Stored data entries:
****************************************
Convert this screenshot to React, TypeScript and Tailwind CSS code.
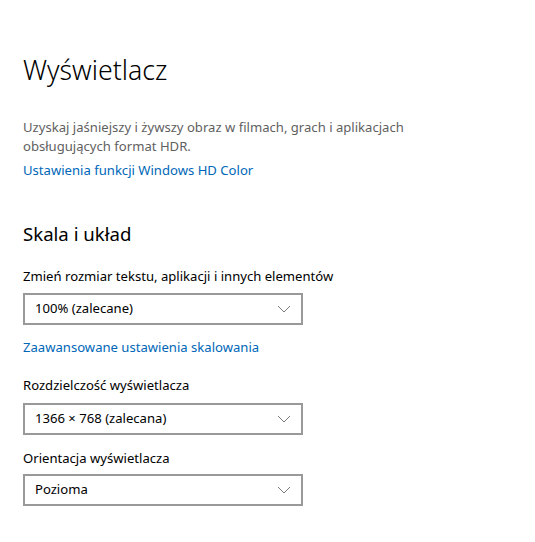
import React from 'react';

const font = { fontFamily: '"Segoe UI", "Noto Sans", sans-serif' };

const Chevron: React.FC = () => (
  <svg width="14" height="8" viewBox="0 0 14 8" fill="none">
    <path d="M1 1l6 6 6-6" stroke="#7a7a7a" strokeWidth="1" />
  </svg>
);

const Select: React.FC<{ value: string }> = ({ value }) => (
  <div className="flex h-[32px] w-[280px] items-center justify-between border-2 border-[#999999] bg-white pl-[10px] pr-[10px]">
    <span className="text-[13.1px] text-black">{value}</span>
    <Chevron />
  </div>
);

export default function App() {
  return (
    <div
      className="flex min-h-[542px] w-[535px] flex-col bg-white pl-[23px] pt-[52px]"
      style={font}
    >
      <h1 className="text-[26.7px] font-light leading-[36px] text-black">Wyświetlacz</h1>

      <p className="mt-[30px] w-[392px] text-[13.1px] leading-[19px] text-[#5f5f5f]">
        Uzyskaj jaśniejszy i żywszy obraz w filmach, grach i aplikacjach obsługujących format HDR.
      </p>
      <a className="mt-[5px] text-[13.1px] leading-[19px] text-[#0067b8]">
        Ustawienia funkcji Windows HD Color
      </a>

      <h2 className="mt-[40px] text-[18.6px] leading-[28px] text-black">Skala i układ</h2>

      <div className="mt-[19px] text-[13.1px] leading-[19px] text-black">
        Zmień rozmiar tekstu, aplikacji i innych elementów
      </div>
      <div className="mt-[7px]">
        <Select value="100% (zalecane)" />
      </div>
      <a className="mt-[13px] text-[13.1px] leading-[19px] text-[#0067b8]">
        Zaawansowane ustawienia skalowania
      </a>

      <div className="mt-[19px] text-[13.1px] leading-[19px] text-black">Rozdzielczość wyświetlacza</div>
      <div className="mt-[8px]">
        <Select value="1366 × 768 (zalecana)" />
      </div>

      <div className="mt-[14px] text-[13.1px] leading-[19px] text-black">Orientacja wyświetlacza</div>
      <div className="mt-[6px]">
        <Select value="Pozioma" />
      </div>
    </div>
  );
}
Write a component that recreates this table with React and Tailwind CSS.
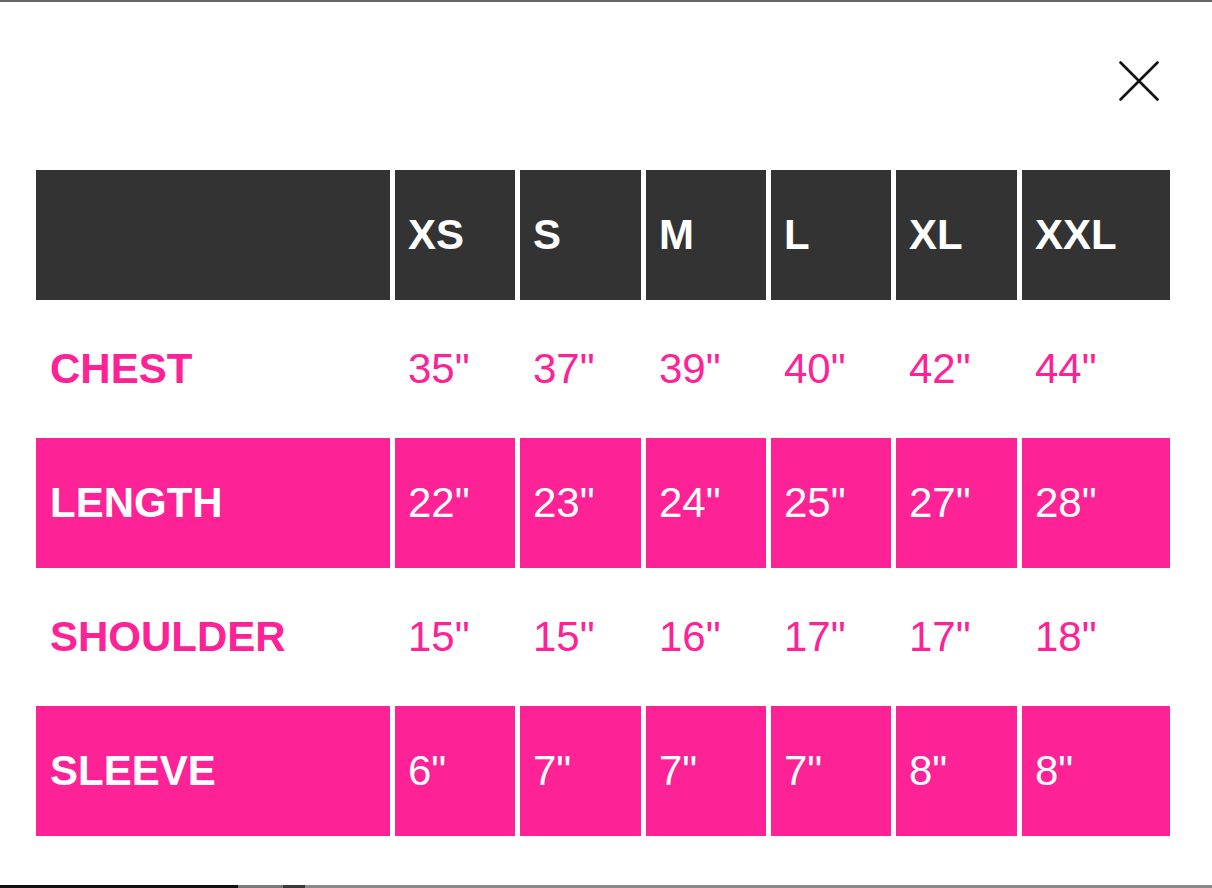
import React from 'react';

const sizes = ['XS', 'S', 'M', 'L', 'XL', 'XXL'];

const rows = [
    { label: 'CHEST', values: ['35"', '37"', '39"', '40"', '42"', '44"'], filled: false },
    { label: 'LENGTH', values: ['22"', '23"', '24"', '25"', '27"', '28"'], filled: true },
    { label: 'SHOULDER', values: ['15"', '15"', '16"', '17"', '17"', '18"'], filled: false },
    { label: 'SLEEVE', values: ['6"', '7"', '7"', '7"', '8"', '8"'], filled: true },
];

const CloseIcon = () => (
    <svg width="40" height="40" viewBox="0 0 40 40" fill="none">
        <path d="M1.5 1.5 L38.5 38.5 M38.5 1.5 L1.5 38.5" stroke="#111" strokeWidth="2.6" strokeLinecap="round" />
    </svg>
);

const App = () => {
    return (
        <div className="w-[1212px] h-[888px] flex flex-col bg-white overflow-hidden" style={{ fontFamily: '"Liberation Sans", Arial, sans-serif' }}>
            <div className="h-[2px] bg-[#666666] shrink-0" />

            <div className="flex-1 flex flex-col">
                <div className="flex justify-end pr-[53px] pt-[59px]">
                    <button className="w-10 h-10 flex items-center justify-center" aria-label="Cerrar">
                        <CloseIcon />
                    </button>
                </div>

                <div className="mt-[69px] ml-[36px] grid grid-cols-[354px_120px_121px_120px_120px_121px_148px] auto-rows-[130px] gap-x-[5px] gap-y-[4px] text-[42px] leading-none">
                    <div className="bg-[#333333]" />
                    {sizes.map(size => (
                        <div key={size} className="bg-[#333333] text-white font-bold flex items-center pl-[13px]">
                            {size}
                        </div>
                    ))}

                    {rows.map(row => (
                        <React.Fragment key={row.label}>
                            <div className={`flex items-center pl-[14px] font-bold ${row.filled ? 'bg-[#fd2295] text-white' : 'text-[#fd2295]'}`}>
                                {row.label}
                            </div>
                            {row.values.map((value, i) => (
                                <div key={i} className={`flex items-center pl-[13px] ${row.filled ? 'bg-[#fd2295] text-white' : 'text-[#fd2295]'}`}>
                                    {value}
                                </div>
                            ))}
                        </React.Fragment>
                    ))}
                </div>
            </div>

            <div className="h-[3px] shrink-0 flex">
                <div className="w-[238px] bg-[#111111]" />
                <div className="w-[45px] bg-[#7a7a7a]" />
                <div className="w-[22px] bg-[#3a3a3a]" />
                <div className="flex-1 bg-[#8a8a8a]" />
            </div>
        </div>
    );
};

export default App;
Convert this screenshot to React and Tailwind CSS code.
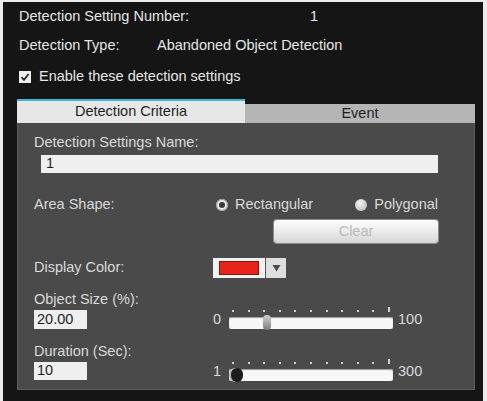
****************************************
Note every line above where the string "Convert" shows up, and copy those lines.

Convert this screenshot to React, TypeScript and Tailwind CSS code.
Convert this screenshot to React and Tailwind CSS code.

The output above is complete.